Defense: Materials Growth And Characterization Of Thermoelectric And Resistive Switching Devices

Kate Norris
Graduate Student
Electrical Engineering
Engineering 2, Room 215
Nobuhiko Kobayashi


In this talk, two topics: (1) thermoelectrics power generation devices and (2) resistive electrical switching devices, will be separately covered within the frame work of material synthesis/characterization and device fabrication/evaluation at the nanometer scale.

(1) In the US, more than 50% of the consumed energy is wasted as heat. To recover the waste heat, thermoelectric power generators could be a viable solution if it was highly-scalable and cost-effective. My research has been addressing these two challenges by studying thermoelectric properties of semiconductor nanowire network integrated on mechanically flexible and highly-scalable substrates. Growth of semiconductor nanowires by chemical vapor deposition and testing of fabricated thermoelectric power generation devices will be discussed.
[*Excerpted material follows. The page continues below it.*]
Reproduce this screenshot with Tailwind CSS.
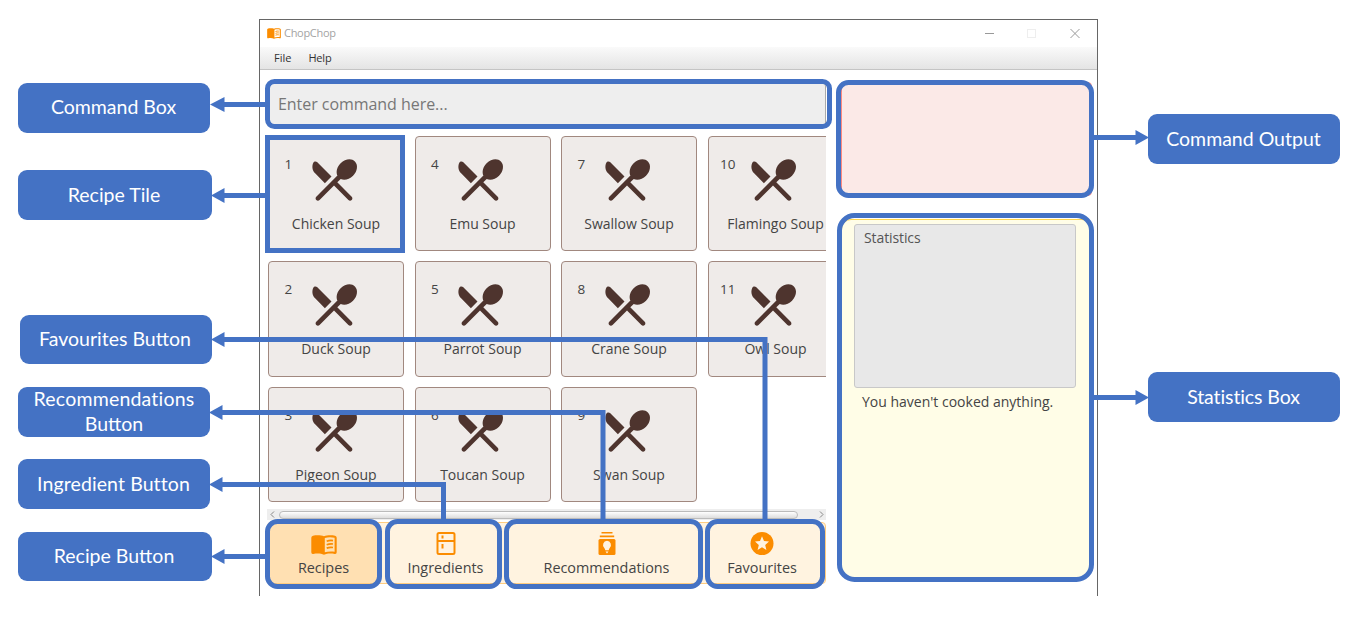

(2) Nonvolatile memory, logic circuits, and neuromorphic computing are problems essential to the progression of computing. As we continue to scale down and reach the limits of transistors we need new devices for memory and computing. My research has been focusing on this problem through Resistive Switching devices, two terminal electrical resistance switches that retain a state based on the history of applied voltage and current, composed of TaOx with various top electrode materials. Understanding how these specific devices operate using electron microscopy and spectroscopy will be discussed.